### What to work on
Repeat the data that follows, word for word, without the images.

### Given material

=-=-=-=-=

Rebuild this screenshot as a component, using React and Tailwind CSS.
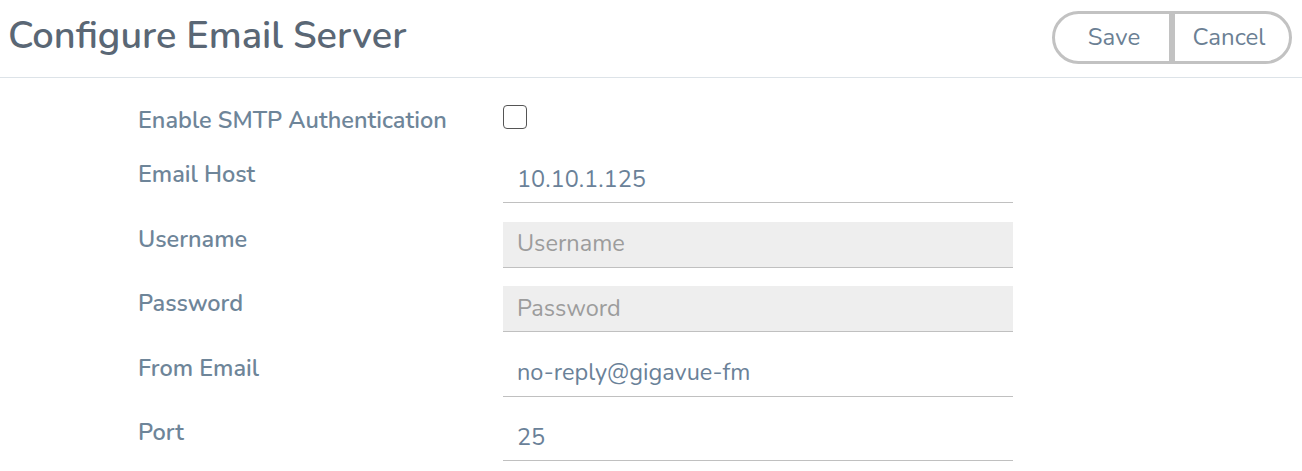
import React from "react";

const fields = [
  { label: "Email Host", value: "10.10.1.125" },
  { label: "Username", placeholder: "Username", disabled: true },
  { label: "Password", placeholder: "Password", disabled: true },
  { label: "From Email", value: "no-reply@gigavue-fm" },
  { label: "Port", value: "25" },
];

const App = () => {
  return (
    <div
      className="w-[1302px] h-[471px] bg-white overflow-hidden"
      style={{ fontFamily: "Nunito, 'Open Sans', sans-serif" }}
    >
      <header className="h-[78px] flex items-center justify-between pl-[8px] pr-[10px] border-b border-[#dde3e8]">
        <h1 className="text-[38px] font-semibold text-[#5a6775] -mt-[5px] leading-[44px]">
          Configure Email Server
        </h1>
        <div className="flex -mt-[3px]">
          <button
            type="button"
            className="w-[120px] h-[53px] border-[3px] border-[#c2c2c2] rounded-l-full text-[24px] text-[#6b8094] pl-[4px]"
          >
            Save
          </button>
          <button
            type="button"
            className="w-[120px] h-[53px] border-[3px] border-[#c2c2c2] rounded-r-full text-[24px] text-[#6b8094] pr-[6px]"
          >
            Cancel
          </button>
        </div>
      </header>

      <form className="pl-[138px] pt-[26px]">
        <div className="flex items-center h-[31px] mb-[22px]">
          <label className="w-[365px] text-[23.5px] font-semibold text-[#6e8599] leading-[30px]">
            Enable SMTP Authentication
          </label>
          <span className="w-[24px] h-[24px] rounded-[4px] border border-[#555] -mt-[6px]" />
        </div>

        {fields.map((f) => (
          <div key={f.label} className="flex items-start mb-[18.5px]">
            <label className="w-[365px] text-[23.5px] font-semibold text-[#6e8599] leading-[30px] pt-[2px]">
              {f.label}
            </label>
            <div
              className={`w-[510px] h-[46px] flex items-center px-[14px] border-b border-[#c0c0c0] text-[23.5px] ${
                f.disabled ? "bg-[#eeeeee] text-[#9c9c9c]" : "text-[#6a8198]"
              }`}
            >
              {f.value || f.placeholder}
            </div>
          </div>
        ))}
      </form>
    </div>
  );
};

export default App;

=-=-=-=-=

### Complete output
Rebuild this screenshot as a component, using React and Tailwind CSS.
import React from "react";

const fields = [
  { label: "Email Host", value: "10.10.1.125" },
  { label: "Username", placeholder: "Username", disabled: true },
  { label: "Password", placeholder: "Password", disabled: true },
  { label: "From Email", value: "no-reply@gigavue-fm" },
  { label: "Port", value: "25" },
];

const App = () => {
  return (
    <div
      className="w-[1302px] h-[471px] bg-white overflow-hidden"
      style={{ fontFamily: "Nunito, 'Open Sans', sans-serif" }}
    >
      <header className="h-[78px] flex items-center justify-between pl-[8px] pr-[10px] border-b border-[#dde3e8]">
        <h1 className="text-[38px] font-semibold text-[#5a6775] -mt-[5px] leading-[44px]">
          Configure Email Server
        </h1>
        <div className="flex -mt-[3px]">
          <button
            type="button"
            className="w-[120px] h-[53px] border-[3px] border-[#c2c2c2] rounded-l-full text-[24px] text-[#6b8094] pl-[4px]"
          >
            Save
          </button>
          <button
            type="button"
            className="w-[120px] h-[53px] border-[3px] border-[#c2c2c2] rounded-r-full text-[24px] text-[#6b8094] pr-[6px]"
          >
            Cancel
          </button>
        </div>
      </header>

      <form className="pl-[138px] pt-[26px]">
        <div className="flex items-center h-[31px] mb-[22px]">
          <label className="w-[365px] text-[23.5px] font-semibold text-[#6e8599] leading-[30px]">
            Enable SMTP Authentication
          </label>
          <span className="w-[24px] h-[24px] rounded-[4px] border border-[#555] -mt-[6px]" />
        </div>

        {fields.map((f) => (
          <div key={f.label} className="flex items-start mb-[18.5px]">
            <label className="w-[365px] text-[23.5px] font-semibold text-[#6e8599] leading-[30px] pt-[2px]">
              {f.label}
            </label>
            <div
              className={`w-[510px] h-[46px] flex items-center px-[14px] border-b border-[#c0c0c0] text-[23.5px] ${
                f.disabled ? "bg-[#eeeeee] text-[#9c9c9c]" : "text-[#6a8198]"
              }`}
            >
              {f.value || f.placeholder}
            </div>
          </div>
        ))}
      </form>
    </div>
  );
};

export default App;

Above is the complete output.